** Challenge **
Without altering anything, output the material below.

** Dataset content **

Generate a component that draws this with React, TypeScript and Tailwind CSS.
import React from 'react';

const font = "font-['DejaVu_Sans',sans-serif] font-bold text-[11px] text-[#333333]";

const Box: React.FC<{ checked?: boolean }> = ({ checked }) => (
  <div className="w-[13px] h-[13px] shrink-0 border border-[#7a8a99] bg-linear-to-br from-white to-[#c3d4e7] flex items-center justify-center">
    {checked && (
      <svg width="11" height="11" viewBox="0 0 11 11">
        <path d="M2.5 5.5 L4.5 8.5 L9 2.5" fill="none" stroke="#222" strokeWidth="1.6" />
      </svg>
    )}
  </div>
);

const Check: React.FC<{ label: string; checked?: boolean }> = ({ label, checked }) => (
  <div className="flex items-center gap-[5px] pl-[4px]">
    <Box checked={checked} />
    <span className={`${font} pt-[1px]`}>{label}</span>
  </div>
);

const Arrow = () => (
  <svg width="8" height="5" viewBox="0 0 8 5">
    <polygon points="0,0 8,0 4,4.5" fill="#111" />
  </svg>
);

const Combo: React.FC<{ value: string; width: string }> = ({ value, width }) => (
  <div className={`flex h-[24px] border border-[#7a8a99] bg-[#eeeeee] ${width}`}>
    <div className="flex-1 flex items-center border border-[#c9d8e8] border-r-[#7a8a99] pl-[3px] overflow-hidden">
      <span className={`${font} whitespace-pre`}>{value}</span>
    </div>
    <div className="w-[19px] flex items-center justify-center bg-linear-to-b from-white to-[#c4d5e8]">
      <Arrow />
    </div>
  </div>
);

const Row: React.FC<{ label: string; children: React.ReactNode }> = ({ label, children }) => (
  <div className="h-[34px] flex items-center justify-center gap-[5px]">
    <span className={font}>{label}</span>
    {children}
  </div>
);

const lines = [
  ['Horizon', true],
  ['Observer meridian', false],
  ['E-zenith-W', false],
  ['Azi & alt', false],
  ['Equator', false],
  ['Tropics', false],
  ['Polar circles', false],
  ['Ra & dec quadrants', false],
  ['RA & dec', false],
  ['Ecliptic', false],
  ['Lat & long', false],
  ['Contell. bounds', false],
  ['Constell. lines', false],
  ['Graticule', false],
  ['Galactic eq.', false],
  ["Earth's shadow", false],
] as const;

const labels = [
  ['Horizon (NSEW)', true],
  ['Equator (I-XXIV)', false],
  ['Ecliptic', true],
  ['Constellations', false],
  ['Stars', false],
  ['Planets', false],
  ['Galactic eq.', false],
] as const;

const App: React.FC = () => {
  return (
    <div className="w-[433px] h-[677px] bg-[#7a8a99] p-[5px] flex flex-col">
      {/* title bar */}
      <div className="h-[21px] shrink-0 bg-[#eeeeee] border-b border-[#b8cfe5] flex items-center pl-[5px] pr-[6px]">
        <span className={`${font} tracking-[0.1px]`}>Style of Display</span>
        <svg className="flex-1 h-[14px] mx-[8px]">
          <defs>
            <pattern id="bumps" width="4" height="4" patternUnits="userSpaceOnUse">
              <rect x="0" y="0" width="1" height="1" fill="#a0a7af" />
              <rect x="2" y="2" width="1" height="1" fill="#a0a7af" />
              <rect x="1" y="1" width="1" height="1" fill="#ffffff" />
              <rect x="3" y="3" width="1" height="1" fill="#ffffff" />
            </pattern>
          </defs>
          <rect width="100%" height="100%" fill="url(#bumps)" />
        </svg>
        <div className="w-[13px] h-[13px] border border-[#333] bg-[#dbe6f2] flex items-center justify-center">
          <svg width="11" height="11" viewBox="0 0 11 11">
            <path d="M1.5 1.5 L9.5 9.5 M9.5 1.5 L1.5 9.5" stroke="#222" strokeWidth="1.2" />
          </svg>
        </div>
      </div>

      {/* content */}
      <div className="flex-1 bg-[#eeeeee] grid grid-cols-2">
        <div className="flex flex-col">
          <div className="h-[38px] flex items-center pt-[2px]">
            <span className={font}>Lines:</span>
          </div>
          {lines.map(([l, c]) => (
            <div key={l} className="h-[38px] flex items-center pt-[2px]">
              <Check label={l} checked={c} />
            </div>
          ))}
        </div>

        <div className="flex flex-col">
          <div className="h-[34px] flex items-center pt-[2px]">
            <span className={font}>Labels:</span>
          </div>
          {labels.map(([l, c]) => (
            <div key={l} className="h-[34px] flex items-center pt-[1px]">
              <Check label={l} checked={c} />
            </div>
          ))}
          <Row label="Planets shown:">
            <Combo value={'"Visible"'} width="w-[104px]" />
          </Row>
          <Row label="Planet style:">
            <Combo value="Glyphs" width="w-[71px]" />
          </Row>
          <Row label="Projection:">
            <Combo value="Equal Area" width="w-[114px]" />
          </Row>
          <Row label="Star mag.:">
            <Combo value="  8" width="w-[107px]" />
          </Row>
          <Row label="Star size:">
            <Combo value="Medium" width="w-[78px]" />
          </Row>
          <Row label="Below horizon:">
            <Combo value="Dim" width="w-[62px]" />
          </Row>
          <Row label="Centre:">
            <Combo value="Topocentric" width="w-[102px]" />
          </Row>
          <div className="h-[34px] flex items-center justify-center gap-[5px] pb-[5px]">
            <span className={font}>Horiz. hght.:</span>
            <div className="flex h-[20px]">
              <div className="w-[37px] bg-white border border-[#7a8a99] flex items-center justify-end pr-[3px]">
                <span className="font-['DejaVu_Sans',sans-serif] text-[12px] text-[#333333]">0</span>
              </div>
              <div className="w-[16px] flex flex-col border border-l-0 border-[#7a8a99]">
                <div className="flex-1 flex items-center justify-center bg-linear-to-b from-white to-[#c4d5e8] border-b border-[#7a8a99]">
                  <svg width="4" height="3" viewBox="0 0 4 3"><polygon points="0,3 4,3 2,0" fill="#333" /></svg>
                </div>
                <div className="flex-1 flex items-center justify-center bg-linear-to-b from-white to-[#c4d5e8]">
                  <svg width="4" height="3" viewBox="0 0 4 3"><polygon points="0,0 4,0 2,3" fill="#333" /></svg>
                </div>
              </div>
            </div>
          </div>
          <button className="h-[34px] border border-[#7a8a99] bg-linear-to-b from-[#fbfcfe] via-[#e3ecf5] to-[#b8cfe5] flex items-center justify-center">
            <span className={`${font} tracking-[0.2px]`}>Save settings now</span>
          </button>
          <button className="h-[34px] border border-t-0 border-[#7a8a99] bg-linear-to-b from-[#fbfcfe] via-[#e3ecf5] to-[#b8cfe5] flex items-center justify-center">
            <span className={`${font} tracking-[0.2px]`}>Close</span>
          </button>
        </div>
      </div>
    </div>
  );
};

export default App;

** Task result **
Generate a component that draws this with React, TypeScript and Tailwind CSS.
import React from 'react';

const font = "font-['DejaVu_Sans',sans-serif] font-bold text-[11px] text-[#333333]";

const Box: React.FC<{ checked?: boolean }> = ({ checked }) => (
  <div className="w-[13px] h-[13px] shrink-0 border border-[#7a8a99] bg-linear-to-br from-white to-[#c3d4e7] flex items-center justify-center">
    {checked && (
      <svg width="11" height="11" viewBox="0 0 11 11">
        <path d="M2.5 5.5 L4.5 8.5 L9 2.5" fill="none" stroke="#222" strokeWidth="1.6" />
      </svg>
    )}
  </div>
);

const Check: React.FC<{ label: string; checked?: boolean }> = ({ label, checked }) => (
  <div className="flex items-center gap-[5px] pl-[4px]">
    <Box checked={checked} />
    <span className={`${font} pt-[1px]`}>{label}</span>
  </div>
);

const Arrow = () => (
  <svg width="8" height="5" viewBox="0 0 8 5">
    <polygon points="0,0 8,0 4,4.5" fill="#111" />
  </svg>
);

const Combo: React.FC<{ value: string; width: string }> = ({ value, width }) => (
  <div className={`flex h-[24px] border border-[#7a8a99] bg-[#eeeeee] ${width}`}>
    <div className="flex-1 flex items-center border border-[#c9d8e8] border-r-[#7a8a99] pl-[3px] overflow-hidden">
      <span className={`${font} whitespace-pre`}>{value}</span>
    </div>
    <div className="w-[19px] flex items-center justify-center bg-linear-to-b from-white to-[#c4d5e8]">
      <Arrow />
    </div>
  </div>
);

const Row: React.FC<{ label: string; children: React.ReactNode }> = ({ label, children }) => (
  <div className="h-[34px] flex items-center justify-center gap-[5px]">
    <span className={font}>{label}</span>
    {children}
  </div>
);

const lines = [
  ['Horizon', true],
  ['Observer meridian', false],
  ['E-zenith-W', false],
  ['Azi & alt', false],
  ['Equator', false],
  ['Tropics', false],
  ['Polar circles', false],
  ['Ra & dec quadrants', false],
  ['RA & dec', false],
  ['Ecliptic', false],
  ['Lat & long', false],
  ['Contell. bounds', false],
  ['Constell. lines', false],
  ['Graticule', false],
  ['Galactic eq.', false],
  ["Earth's shadow", false],
] as const;

const labels = [
  ['Horizon (NSEW)', true],
  ['Equator (I-XXIV)', false],
  ['Ecliptic', true],
  ['Constellations', false],
  ['Stars', false],
  ['Planets', false],
  ['Galactic eq.', false],
] as const;

const App: React.FC = () => {
  return (
    <div className="w-[433px] h-[677px] bg-[#7a8a99] p-[5px] flex flex-col">
      {/* title bar */}
      <div className="h-[21px] shrink-0 bg-[#eeeeee] border-b border-[#b8cfe5] flex items-center pl-[5px] pr-[6px]">
        <span className={`${font} tracking-[0.1px]`}>Style of Display</span>
        <svg className="flex-1 h-[14px] mx-[8px]">
          <defs>
            <pattern id="bumps" width="4" height="4" patternUnits="userSpaceOnUse">
              <rect x="0" y="0" width="1" height="1" fill="#a0a7af" />
              <rect x="2" y="2" width="1" height="1" fill="#a0a7af" />
              <rect x="1" y="1" width="1" height="1" fill="#ffffff" />
              <rect x="3" y="3" width="1" height="1" fill="#ffffff" />
            </pattern>
          </defs>
          <rect width="100%" height="100%" fill="url(#bumps)" />
        </svg>
        <div className="w-[13px] h-[13px] border border-[#333] bg-[#dbe6f2] flex items-center justify-center">
          <svg width="11" height="11" viewBox="0 0 11 11">
            <path d="M1.5 1.5 L9.5 9.5 M9.5 1.5 L1.5 9.5" stroke="#222" strokeWidth="1.2" />
          </svg>
        </div>
      </div>

      {/* content */}
      <div className="flex-1 bg-[#eeeeee] grid grid-cols-2">
        <div className="flex flex-col">
          <div className="h-[38px] flex items-center pt-[2px]">
            <span className={font}>Lines:</span>
          </div>
          {lines.map(([l, c]) => (
            <div key={l} className="h-[38px] flex items-center pt-[2px]">
              <Check label={l} checked={c} />
            </div>
          ))}
        </div>

        <div className="flex flex-col">
          <div className="h-[34px] flex items-center pt-[2px]">
            <span className={font}>Labels:</span>
          </div>
          {labels.map(([l, c]) => (
            <div key={l} className="h-[34px] flex items-center pt-[1px]">
              <Check label={l} checked={c} />
            </div>
          ))}
          <Row label="Planets shown:">
            <Combo value={'"Visible"'} width="w-[104px]" />
          </Row>
          <Row label="Planet style:">
            <Combo value="Glyphs" width="w-[71px]" />
          </Row>
          <Row label="Projection:">
            <Combo value="Equal Area" width="w-[114px]" />
          </Row>
          <Row label="Star mag.:">
            <Combo value="  8" width="w-[107px]" />
          </Row>
          <Row label="Star size:">
            <Combo value="Medium" width="w-[78px]" />
          </Row>
          <Row label="Below horizon:">
            <Combo value="Dim" width="w-[62px]" />
          </Row>
          <Row label="Centre:">
            <Combo value="Topocentric" width="w-[102px]" />
          </Row>
          <div className="h-[34px] flex items-center justify-center gap-[5px] pb-[5px]">
            <span className={font}>Horiz. hght.:</span>
            <div className="flex h-[20px]">
              <div className="w-[37px] bg-white border border-[#7a8a99] flex items-center justify-end pr-[3px]">
                <span className="font-['DejaVu_Sans',sans-serif] text-[12px] text-[#333333]">0</span>
              </div>
              <div className="w-[16px] flex flex-col border border-l-0 border-[#7a8a99]">
                <div className="flex-1 flex items-center justify-center bg-linear-to-b from-white to-[#c4d5e8] border-b border-[#7a8a99]">
                  <svg width="4" height="3" viewBox="0 0 4 3"><polygon points="0,3 4,3 2,0" fill="#333" /></svg>
                </div>
                <div className="flex-1 flex items-center justify-center bg-linear-to-b from-white to-[#c4d5e8]">
                  <svg width="4" height="3" viewBox="0 0 4 3"><polygon points="0,0 4,0 2,3" fill="#333" /></svg>
                </div>
              </div>
            </div>
          </div>
          <button className="h-[34px] border border-[#7a8a99] bg-linear-to-b from-[#fbfcfe] via-[#e3ecf5] to-[#b8cfe5] flex items-center justify-center">
            <span className={`${font} tracking-[0.2px]`}>Save settings now</span>
          </button>
          <button className="h-[34px] border border-t-0 border-[#7a8a99] bg-linear-to-b from-[#fbfcfe] via-[#e3ecf5] to-[#b8cfe5] flex items-center justify-center">
            <span className={`${font} tracking-[0.2px]`}>Close</span>
          </button>
        </div>
      </div>
    </div>
  );
};

export default App;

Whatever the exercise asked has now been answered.